For reference on the other side, my D.H. just got a new job. He was currently at $27 / hour and was offered 20. He responded back to negotiate saying his wife was pregnant and we couldn’t afford that much of a dip, but they loved him and negotiated up to 24 an hour so he took it. They understood he wasn’t some kid, he was an adult with 10+ years of experience about to have a child.. and they valued what he needed to survive as they thought he was worth the negotiation. You want to work somewhere that will value you!
Post # 13
I understand what you’re saying but I had told them my range in the very beginning during the first phone screen, in which the hiring manager said we can ‘possibly’ work with that. Perhaps he is new and doesn’t know the range that they can actually pay out..
Post # 14
Yeah that could be the case! I know at least in my company (large fortune 50 corporation), the hiring manager has little to do with the salary and that is mostly HR managed.
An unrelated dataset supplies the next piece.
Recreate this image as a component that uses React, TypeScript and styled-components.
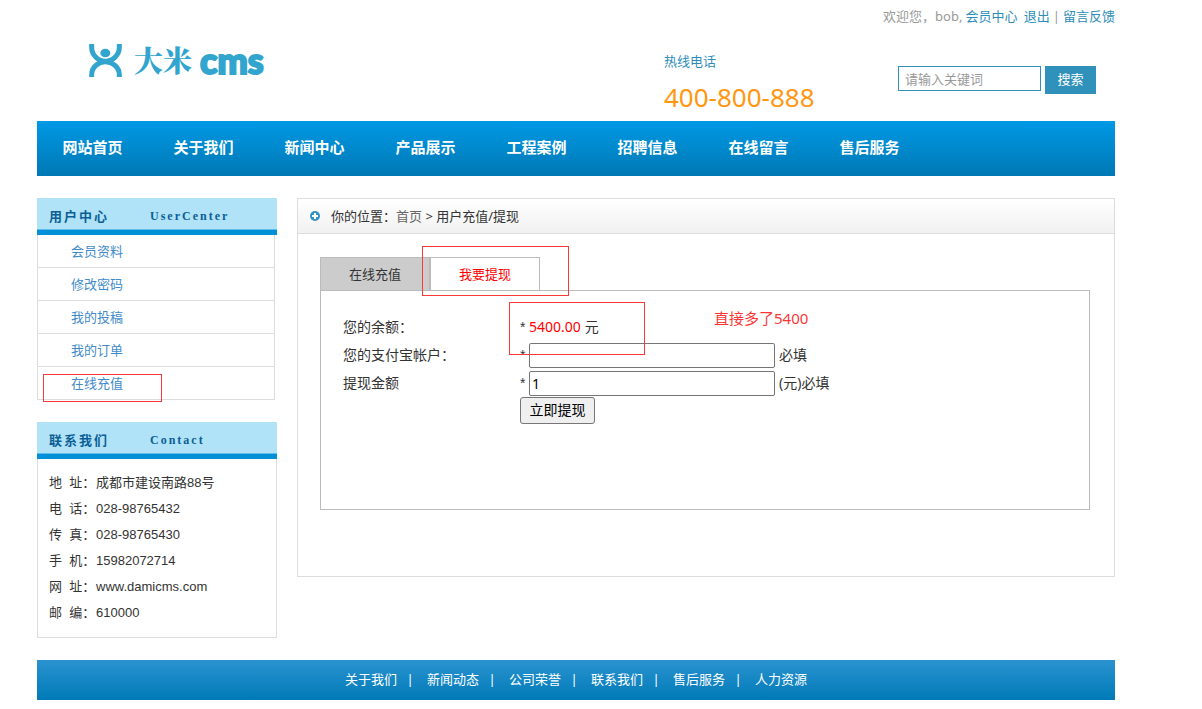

Sure the manager can fight for some wiggle room, but the salary range is set by HR. Perhaps he said that without really knowing how much pull he could have with HR? Certainly not fair to you and he shoudn’t have agreed to that!
Post # 15
I agree with PPs that it was likely an excuse if your salary was more or less in line with what they were offering. In any case, I say move on!
I recently went through 4 lengthy panel interviews, and because we had talked salary, I figured we were on the same page. They offered me the position – a position with longer hours, higher level, more responsibility, etc for substantially less than we discussed (and less than i currently make). When I tried to negotiate up to my current salary so I wouldn’t lose money taking the job, they told me it was non-negotiable. One thing I did notice is that they moved the start date up by a couple weeks, likely to give them time to make another offer in the event I declined.
Excuse or not, I wouldn’t send an email. You have to know your walk away point when discussing salary and stick to it.